Gioco di specchi continuo, raddoppiato e triplicato dai tanti modelli recitativi dell’attrice, da musa di Antonioni a partner di Alberto Sordi, Monica, perduta sulla spiaggia di Sperlonga con la musica favolosa di Shigeru Umebayashi, riprende dal cinema della Vitti una serie di femminilità possibili da poter vivere e rivivere come doppi, o come riempitivo di una memoria che sta completamente svanendo. Mentre il povero marito Edoardo, Filippo Timi, precipita nello sfacelo di una vita, non solo di coppia, che non riesce più a controllare, alternando la follia del gioco del karaoke cinematografico, Timi-Mastroianni, Timi-Delon, al disastro economico.
La casa a Roma che hanno perduto, la casa al mare a Sperlonga, dove si svolge il film, che sta svendendo al torvo Maurizio Lombardi. Come una Norma Desmond all’italiana che si veste/riveste, si tinge i capelli di nero/di biondo inseguendo i modelli di un cinema lontano, Alba Rohrwacher si offre con un grande candore alla cura di Roberta Torre nel ricostruire un modello di attrice e di donna che dominò il cinema italiano degli anni ’60 con i capolavori di Antonioni e i grandi film popolari della commedia del tempo.

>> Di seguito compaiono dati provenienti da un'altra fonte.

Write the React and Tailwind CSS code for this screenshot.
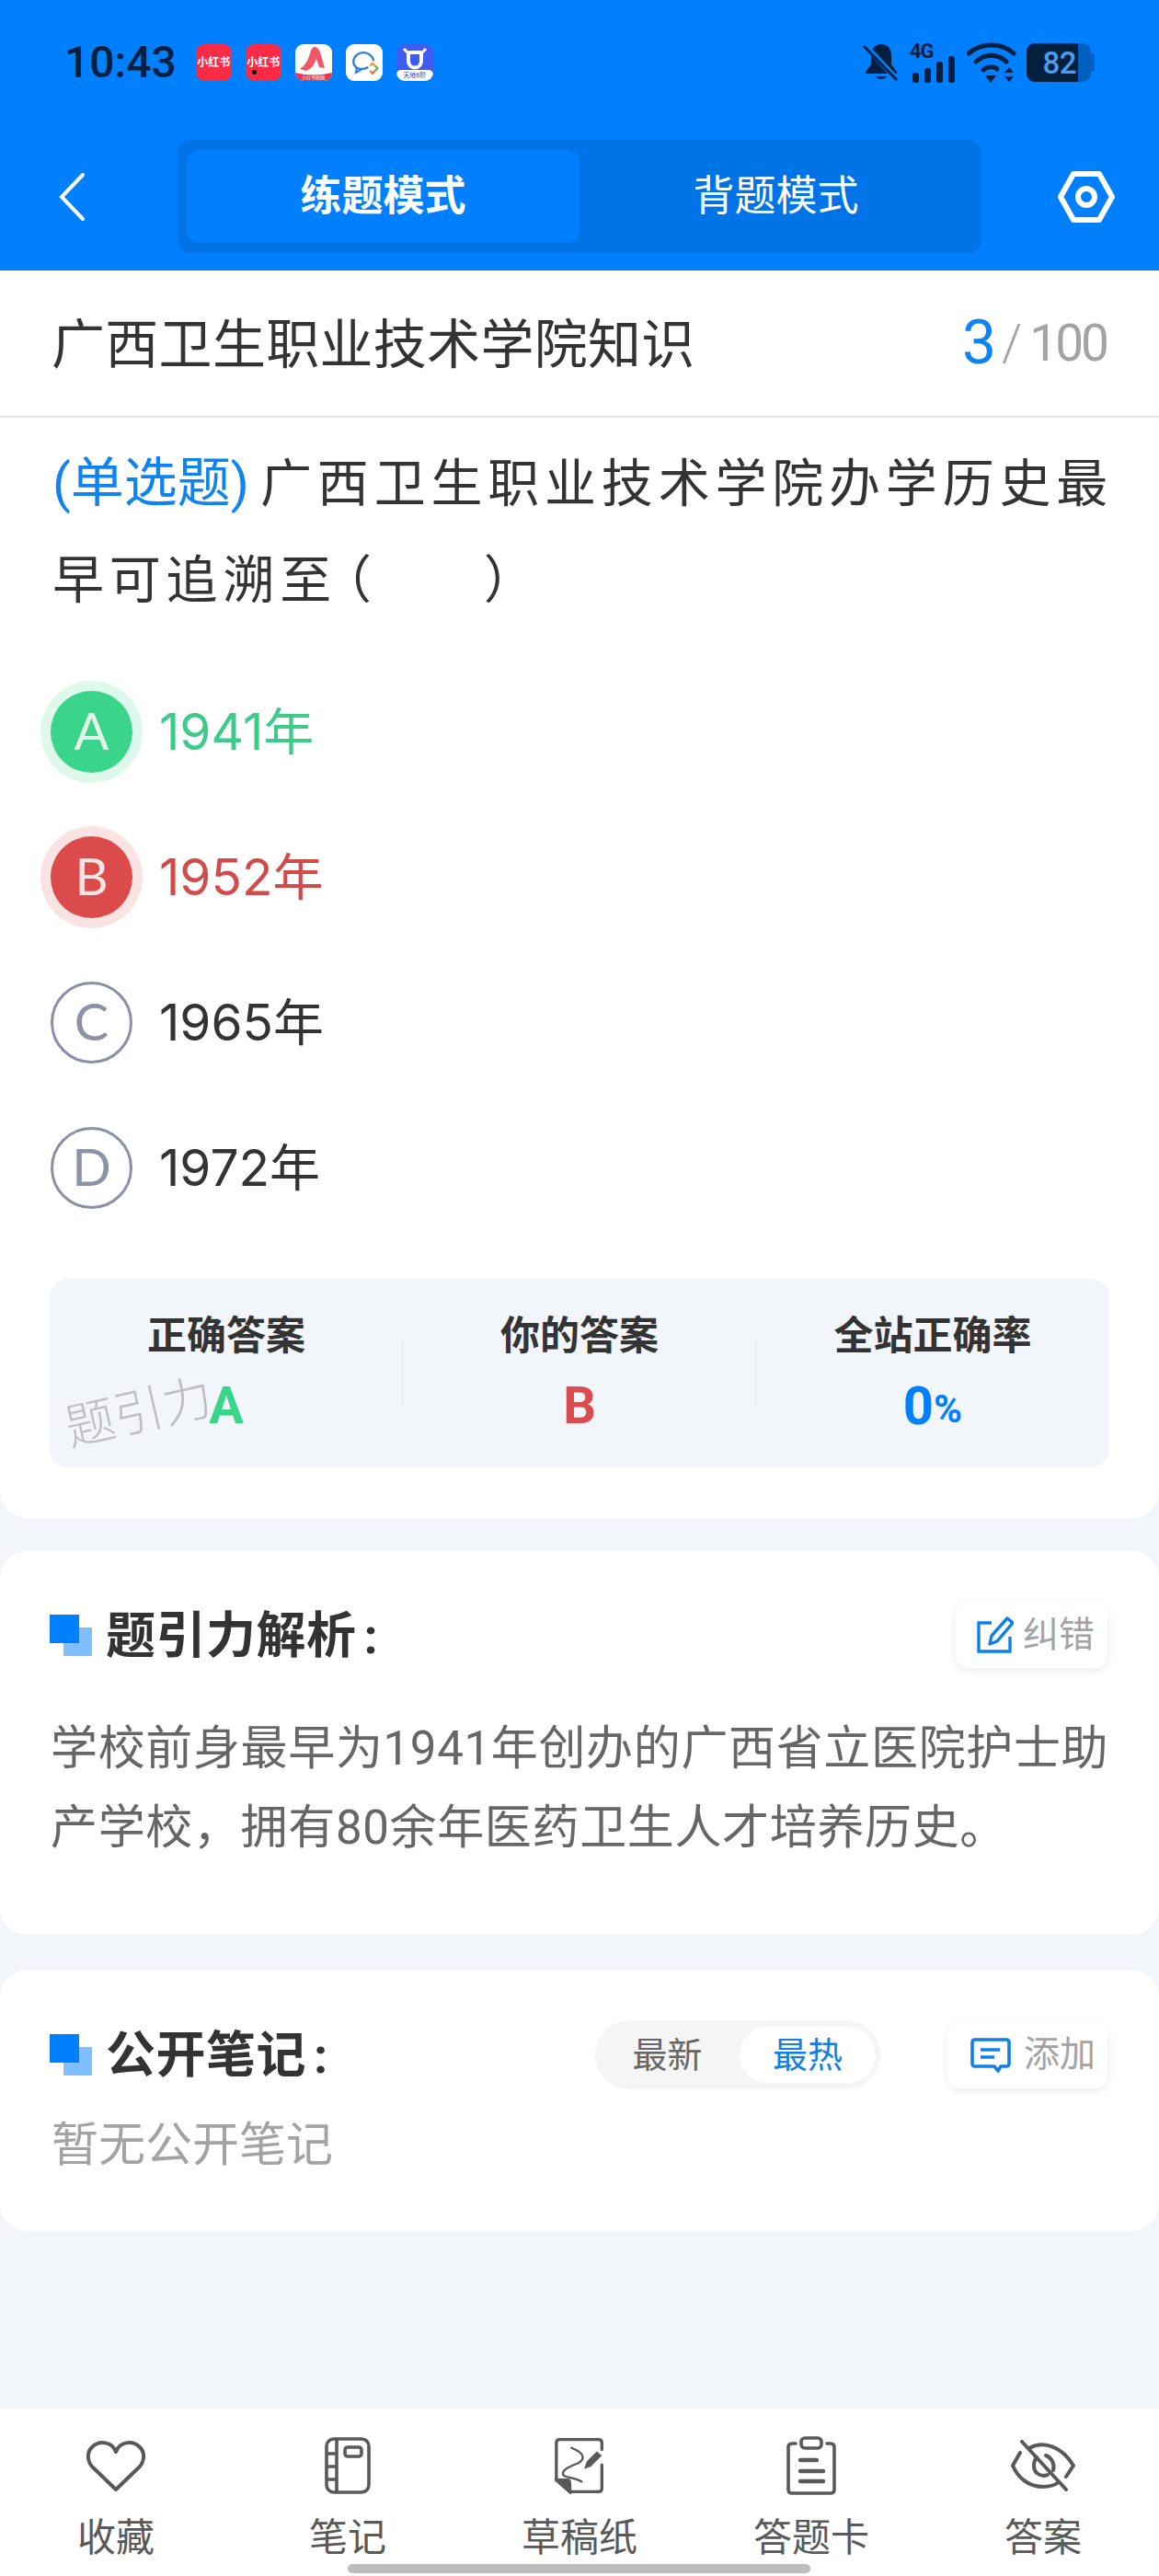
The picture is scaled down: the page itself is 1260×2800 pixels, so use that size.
import React from 'react';

const SquareMark = () => (
  <div className="relative w-[46px] h-[45px] shrink-0">
    <div className="absolute left-[15px] top-[14px] w-[31px] h-[31px] bg-[#80bfff]" />
    <div className="absolute left-0 top-0 w-[32px] h-[31px] bg-[#0080ff]" />
  </div>
);

const RedBookIcon = ({ dot }) => (
  <div className="relative w-[39px] h-[40px] rounded-[9px] bg-[#fb2a45] flex items-center justify-center">
    <span className="text-white text-[12px] font-bold leading-none whitespace-nowrap">小红书</span>
    {dot && <span className="absolute left-[5px] bottom-[5px] w-[9px] h-[9px] rounded-full bg-black border-2 border-[#fb2a45]" />}
  </div>
);

const AppIcons = () => (
  <div className="flex gap-[15px] ml-[21px]">
    <RedBookIcon />
    <RedBookIcon dot />
    <div className="relative w-[40px] h-[40px] rounded-[9px] bg-white overflow-hidden">
      <svg viewBox="0 0 40 40" className="w-full h-full">
        <path d="M5 27Q13 22 16 10Q18 2 22 3Q26 4 28 12L32 26L26 25L23 16Q19 27 12 29Z" fill="#f0586a" />
        <path d="M0 31Q20 36 40 31V40H0Z" fill="#e8344b" />
      </svg>
      <span className="absolute left-0 right-0 bottom-[1px] text-center text-white text-[5px] leading-none">小红书刷题</span>
    </div>
    <div className="w-[40px] h-[40px] rounded-[9px] bg-white flex items-center justify-center">
      <svg viewBox="0 0 40 40" className="w-[36px] h-[36px]" fill="none">
        <path d="M24 26C16 30 7 27 7 19C7 12 13 8 19 8C25 8 30 12 31 17" stroke="#2d7fd8" strokeWidth="2.6" strokeLinecap="round" />
        <path d="M11 26L10 32L16 29" stroke="#2d7fd8" strokeWidth="2.4" />
        <path d="M27 24L30 21L33 24" stroke="#f0a020" strokeWidth="2.4" />
        <path d="M33 24L36 27L33 30" stroke="#58b848" strokeWidth="2.4" />
        <path d="M33 30L30 33L27 30" stroke="#e8683a" strokeWidth="2.4" />
      </svg>
    </div>
    <div className="relative w-[40px] h-[40px] rounded-[9px] bg-[#3f5bf0] overflow-hidden">
      <svg viewBox="0 0 40 40" className="w-full h-full" fill="none">
        <path d="M13 9V18C13 28 27 28 27 18V9M13 9H27" stroke="white" strokeWidth="4" />
        <path d="M8 5L13 10M32 5L27 10" stroke="white" strokeWidth="3" />
      </svg>
      <div className="absolute left-0 right-0 bottom-0 h-[12px] bg-white rounded-t-[5px] text-center text-[#2d3fb0] text-[7px] leading-[12px] whitespace-nowrap">天地6阶</div>
    </div>
  </div>
);

const StatusIcons = () => (
  <div className="flex items-center text-[#03203f]">
    <svg viewBox="0 0 40 42" className="w-[40px] h-[42px]">
      <path d="M20 1C13 1 9 6 9 13V23L3 31V33H37V31L31 23V13C31 6 27 1 20 1Z" fill="#03203f" />
      <path d="M14 36C15 40 25 40 26 36Z" fill="#03203f" />
      <path d="M1 1L38 40" stroke="#0080ff" strokeWidth="6" />
      <path d="M1 3L37 40" stroke="#03203f" strokeWidth="3" />
    </svg>
    <svg viewBox="0 0 50 44" className="w-[50px] h-[44px] ml-[11px] overflow-visible">
      <text x="0" y="17" fontSize="22" fontWeight="700" fontFamily="Roboto, sans-serif" letterSpacing="-1" fill="#03203f">4G</text>
      <rect x="3" y="33" width="7" height="11" rx="2.5" fill="#03203f" />
      <rect x="16" y="28" width="7" height="16" rx="2.5" fill="#03203f" />
      <rect x="29" y="21" width="7" height="23" rx="2.5" fill="#03203f" />
      <rect x="42" y="15" width="7" height="29" rx="2.5" fill="#03203f" />
    </svg>
    <svg viewBox="0 0 54 44" className="w-[54px] h-[44px] ml-[12px]" fill="none" stroke="#03203f" strokeWidth="5" strokeLinecap="round">
      <path d="M2 12C16 0 38 0 51 12" />
      <path d="M10 21C20 12 33 12 43 21" />
      <path d="M18 30C22 26 30 26 33 29" />
      <path d="M20 36H32L26 44Z" fill="#03203f" stroke="none" />
      <path d="M46 27L51 33H41Z" fill="#03203f" stroke="none" />
      <path d="M41 37H51L46 43Z" fill="#03203f" stroke="none" />
    </svg>
    <div className="flex items-center ml-[11px]">
      <div className="w-[70px] h-[42px] rounded-[9px] bg-[#0060bf] overflow-hidden flex">
        <div className="w-[56px] h-full bg-[#03203f] flex items-center justify-end pr-[2px] font-['Roboto',sans-serif] text-[#4a9df0] text-[33px] font-medium leading-none tracking-[-0.5px]">82</div>
      </div>
      <div className="w-[4px] h-[20px] rounded-r-[3px] bg-[#0060bf]" />
    </div>
  </div>
);

const Option = ({ letter, text, state }) => {
  let circle = 'border-[3px] border-[#8a90a5] text-[#8c93a8]';
  let label = 'text-[#333333]';
  if (state === 'right') {
    circle = 'bg-[#3ad48a] text-[#dff8ea] shadow-[0_0_0_11px_#def8ec]';
    label = 'text-[#3ecb8a]';
  }
  if (state === 'wrong') {
    circle = 'bg-[#dc4b4b] text-[#fbe4e4] shadow-[0_0_0_11px_#fae3e3]';
    label = 'text-[#d34a4a]';
  }
  return (
    <div className="h-[158px] flex items-center">
      <div className={`w-[89px] h-[89px] rounded-full flex items-center justify-center ml-px font-['Lato',sans-serif] text-[56px] leading-none pb-[2px] ${circle}`}>
        {letter}
      </div>
      <span className={`ml-[29px] font-['Inter','Noto_Sans_CJK_SC',sans-serif] text-[55px] leading-none ${label}`}>{text}</span>
    </div>
  );
};

const Stat = ({ title, children, divider }) => (
  <div className="relative flex-1 flex flex-col items-center">
    {divider && <div className="absolute right-0 top-[67px] h-[72px] w-px bg-[#e6e8ea]" />}
    <div className="mt-[37px] text-[43px] leading-[50px] font-bold text-[#333333] whitespace-nowrap">{title}</div>
    <div className="mt-[26px] h-[50px] flex items-center justify-center">{children}</div>
  </div>
);

const Tab = ({ label, children }) => (
  <div className="flex flex-col items-center pt-[29px]">
    <div className="h-[66px] flex items-center justify-center">{children}</div>
    <div className="mt-[21px] text-[42px] leading-[50px] text-[#595959] whitespace-nowrap">{label}</div>
  </div>
);

const App = () => (
  <div className="relative w-[1260px] h-[2800px] flex flex-col bg-[#f2f5f9] overflow-hidden font-['Roboto','Noto_Sans_CJK_SC',sans-serif]">
    <header className="h-[294px] shrink-0 bg-[#0080ff]">
      <div className="h-[136px] flex items-center pl-[70px] pr-[70px]">
        <span className="text-[48px] leading-none text-[#03203f] font-medium">10:43</span>
        <AppIcons />
        <div className="ml-auto">
          <StatusIcons />
        </div>
      </div>
      <div className="mt-[16px] flex items-center pl-[64px]">
        <svg viewBox="0 0 28 52" className="w-[28px] h-[52px]" fill="none" stroke="white" strokeWidth="4" strokeLinecap="round">
          <path d="M26 2L3 26L26 50" />
        </svg>
        <div className="ml-[101px] w-[874px] h-[123px] rounded-[14px] bg-[#0073e6] p-[10px] pt-[11px] flex">
          <div className="flex-1 h-[101px] rounded-[14px] bg-[#0080ff] flex items-center justify-center text-[45px] font-bold text-white">练题模式</div>
          <div className="flex-1 h-[101px] flex items-center justify-center text-[45px] text-white">背题模式</div>
        </div>
        <svg viewBox="0 0 62 56" className="ml-[83px] w-[62px] h-[56px]" fill="none" stroke="white">
          <path d="M17 3H45L59 28L45 53H17L3 28Z" strokeWidth="6" strokeLinejoin="round" />
          <circle cx="31" cy="28" r="9" strokeWidth="6" />
        </svg>
      </div>
    </header>

    <main className="relative bg-white rounded-b-[30px] px-[54px] pb-[55px]">
      <div className="-mx-[54px] px-[57px] h-[160px] flex items-center justify-between border-b-2 border-[#e3e3e3]">
        <span className="text-[58px] leading-none text-[#333333] -ml-[1px] pt-[3px] tracking-[0.3px]">广西卫生职业技术学院知识</span>
        <span className="flex items-center">
          <span className="text-[66px] leading-none text-[#0f84f0]">3</span>
          <span className="text-[56px] leading-none text-[#a3a3a3] font-light ml-[6px]">/</span>
          <span className="text-[55px] leading-none text-[#a3a3a3] ml-[8px] tracking-[-3px]">100</span>
        </span>
      </div>
      <p className="mt-[19px] text-[56px] leading-[105px] tracking-[5.8px] text-[#333333] ml-[3px] -mr-[10px]">
        <span className="text-[58px] text-[#0f84f0] tracking-[0px] mr-[12px]">(单选题)</span>广西卫生职业技术学院办学历史最早可追溯至<span className="-ml-[18px]">（</span><span className="inline-block w-[116px]" />）
      </p>
      <div className="mt-[32px]">
        <Option letter="A" text="1941年" state="right" />
        <Option letter="B" text="1952年" state="wrong" />
        <Option letter="C" text="1965年" />
        <Option letter="D" text="1972年" />
      </div>
      <div className="relative mt-[42px] h-[205px] rounded-[20px] bg-[#f2f5f9] flex">
        <Stat title="正确答案" divider>
          <span className="text-[56px] font-bold text-[#3ad48a] leading-none">A</span>
        </Stat>
        <Stat title="你的答案" divider>
          <span className="text-[56px] font-bold text-[#d94c4f] leading-none">B</span>
        </Stat>
        <Stat title="全站正确率">
          <span className="text-[58px] font-bold text-[#0080ff] leading-none">0</span>
          <span className="text-[42px] font-bold text-[#0080ff] leading-none mt-[8px]">%</span>
        </Stat>
        <span className="absolute left-[16px] top-[119px] -rotate-[13deg] text-[54px] leading-none font-light text-[#bdbfc2] whitespace-nowrap">题引力</span>
      </div>
    </main>

    <section className="mt-[36px] bg-white rounded-[30px] pl-[54px] pr-[56px] pt-[55px] pb-[73px]">
      <div className="h-[72px] flex items-center justify-between">
        <div className="flex items-center">
          <SquareMark />
          <span className="ml-[15px] pt-[3px] text-[54px] leading-none font-bold text-[#333333] tracking-[0.5px]">题引力解析<span className="ml-[8px]">:</span></span>
        </div>
        <div className="w-[165px] h-[72px] rounded-[14px] bg-white shadow-[0_3px_10px_rgba(0,0,0,0.08)] flex items-center pl-[23px]">
          <svg viewBox="0 0 40 40" className="w-[40px] h-[40px]" fill="none" stroke="#1080e8" strokeWidth="3.4">
            <path d="M16 7H2V38H36V22" />
            <path d="M33 2L39 7L22 27L14 30L16 21Z" strokeLinejoin="round" />
          </svg>
          <span className="ml-[10px] text-[39px] leading-none text-[#a3a3a3]">纠错</span>
        </div>
      </div>
      <p className="mt-[45px] text-[51px] leading-[86px] text-[#666666] -mr-[6px] ml-[1px] tracking-[0.65px]">
        学校前身最早为1941年创办的广西省立医院护士助产学校，拥有80余年医药卫生人才培养历史。
      </p>
    </section>

    <section className="mt-[38px] bg-white rounded-[30px] pl-[54px] pr-[56px] pt-[55px] pb-[58px]">
      <div className="h-[75px] flex items-center">
        <SquareMark />
        <span className="ml-[15px] pt-[3px] text-[54px] leading-none font-bold text-[#333333] tracking-[0.5px]">公开笔记<span className="ml-[8px]">:</span></span>
        <div className="ml-auto w-[310px] h-[75px] rounded-full bg-[#f5f5f5] flex items-center pr-[5px]">
          <span className="w-[157px] text-center text-[38px] leading-none text-[#666666]">最新</span>
          <span className="w-[148px] h-[61px] rounded-full bg-white flex items-center justify-center text-[38px] leading-none text-[#1080e8]">最热</span>
        </div>
        <div className="ml-[73px] w-[174px] h-[73px] rounded-[14px] bg-white shadow-[0_3px_10px_rgba(0,0,0,0.08)] flex items-center pl-[25px]">
          <svg viewBox="0 0 44 38" className="w-[44px] h-[38px]" fill="none" stroke="#1080e8" strokeWidth="3.6">
            <path d="M5 2H39Q42 2 42 5V28Q42 31 39 31H33L30 36L26 31H5Q2 31 2 28V5Q2 2 5 2Z" strokeLinejoin="round" />
            <path d="M11 13H32M11 21H26" />
          </svg>
          <span className="ml-[14px] text-[39px] leading-none text-[#a3a3a3]">添加</span>
        </div>
      </div>
      <p className="mt-[26px] text-[51px] leading-[70px] text-[#a3a3a3] ml-[2px]">暂无公开笔记</p>
    </section>

    <nav className="mt-auto h-[182px] bg-white grid grid-cols-5">
      <Tab label="收藏">
        <svg viewBox="0 0 64 56" className="w-[64px] h-[56px]" fill="none" stroke="#595959" strokeWidth="4" strokeLinejoin="round">
          <path d="M32 13C28 2 14 0 6 8C0 14 1 23 6 29L32 54L58 29C63 23 64 14 58 8C50 0 36 2 32 13Z" />
        </svg>
      </Tab>
      <Tab label="笔记">
        <svg viewBox="0 0 50 62" className="w-[50px] h-[62px]" fill="none" stroke="#595959" strokeWidth="3.6">
          <rect x="2" y="2" width="46" height="58" rx="8" />
          <path d="M13 2V60M2 18H13M2 32H13M2 46H13" />
          <rect x="22" y="11" width="18" height="10" rx="3" />
        </svg>
      </Tab>
      <Tab label="草稿纸">
        <svg viewBox="0 0 60 66" className="w-[55px] h-[62px]" fill="none" stroke="#595959" strokeWidth="3.6" strokeLinecap="round">
          <path d="M18 64H52Q56 64 56 60V32M56 14V6Q56 2 52 2H6Q2 2 2 6V50L18 64" />
          <path d="M2 50H14Q18 50 18 54V64L2 50Z" fill="#595959" />
          <path d="M20 12C36 18 36 26 28 30C18 34 8 38 10 44C12 48 22 46 32 52" strokeWidth="2.6" />
          <path d="M38 28L50 16L56 21L43 34L35 37Z" fill="#595959" stroke="none" />
        </svg>
      </Tab>
      <Tab label="答题卡">
        <svg viewBox="0 0 54 64" className="w-[54px] h-[64px]" fill="none" stroke="#595959" strokeWidth="3.6" strokeLinecap="round">
          <path d="M10 8H6Q2 8 2 12V58Q2 62 6 62H48Q52 62 52 58V12Q52 8 48 8H44" />
          <rect x="16" y="2" width="22" height="11" rx="4" />
          <path d="M15 26H33M15 38H40M15 49H40" strokeWidth="4.4" />
        </svg>
      </Tab>
      <Tab label="答案">
        <svg viewBox="0 0 70 56" className="w-[70px] h-[56px]" fill="none" stroke="#595959" strokeWidth="4" strokeLinecap="round">
          <path d="M10 14L2 28C8 42 20 51 35 51C42 51 48 49 52 46" />
          <path d="M20 9C36 0 56 8 68 28L60 40" />
          <path d="M28 19C24 24 24 32 28 36C32 39 36 40 40 38" />
          <path d="M38 17C44 19 48 26 46 33" />
          <path d="M12 2L60 54" />
        </svg>
      </Tab>
    </nav>

    <div className="absolute left-[378px] top-[2787px] w-[503px] h-[10px] rounded-full bg-[#bdbdbd]" />
  </div>
);

export default App;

Ma a colpirci è forse ancor più il disfacimento del suo uomo, Timi, non in grado di aiutarla. A una prima parte molto bella e molto sperimentale, dove siamo davvero colpiti dal giro della morte messo in scena dalla regista, la memoria che svanisce alle prese con la nostra memoria cinematografica, il ruolo della donna nel nostro cinema fatto da maschi per maschi (come diceva Risi), segue una parte più banale dove il gioco del karaoke con i film di Vitti e Sordi funziona di meno, ma non era facile arrivare alla fine di un gioco narrativo dove la prima cosa che deve esplodere è proprio la memoria e la narrativa.